Liste des mots à prononcer

Salut ! Existe-t-il une page où des mots peuvent être ajoutés pour qu'un bon samaritain puisse parler ? Vivaelcelta (talk) 11:30, 3 October 2021 (UTC)

Bonjour Vivaelcelta, les listes sont faites pour cela. Vous pouvez créer votre propre liste qui pourra ensuite être enregistrée par n'importe qui. Pamputt (talk) 16:50, 3 October 2021 (UTC)
Merci Pamputt. — Vivaelcelta (talk) 22:38, 3 October 2021 (UTC)

Projet Outils pour la patrouille

See LinguaLibre:Events/Patrol assistance tool prototyping project.

Hi,

This week, a project lead by student of University Toulouse 3 - Paul Sabatier is starting. It will be about the prototyping of patrolling tools. I supervise this project, assisted by Adélaïde Calais. The students study computer science with a specialization in Artificial Intelligence. The aim is to have them prototyping (or even developing) tools to help Lingua Libre's patrol, by automatically detecting any kind of mistake/error related to the files. We already identified a few types of mistakes: clicks, crackles, pops and labelling issues (wrong label/wrong language).

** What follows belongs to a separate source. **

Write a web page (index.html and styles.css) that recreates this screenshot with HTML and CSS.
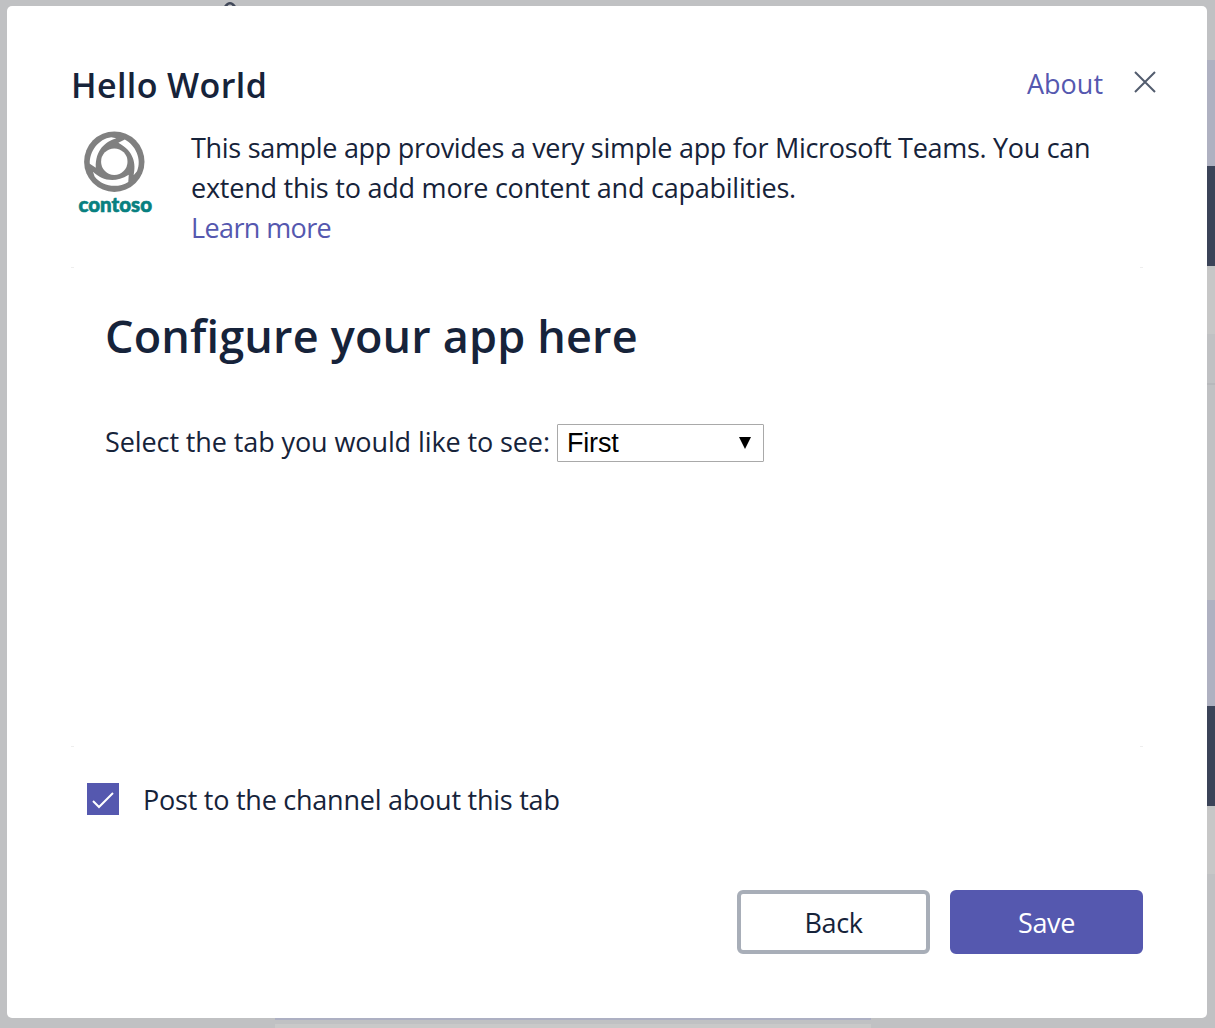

We need the community on two points :

  1. are there other problems you could think of?
  2. we need some recordings having issues, in order for the students to be able to work. If you already recorded them again, it is not a big deal, Commons has a file history. Don't hesitate to provide us the files that have or had problems.

Lastly, I created a project page, available here.

See you, Lepticed7 (talk) 09:19, 19 October 2021 (UTC)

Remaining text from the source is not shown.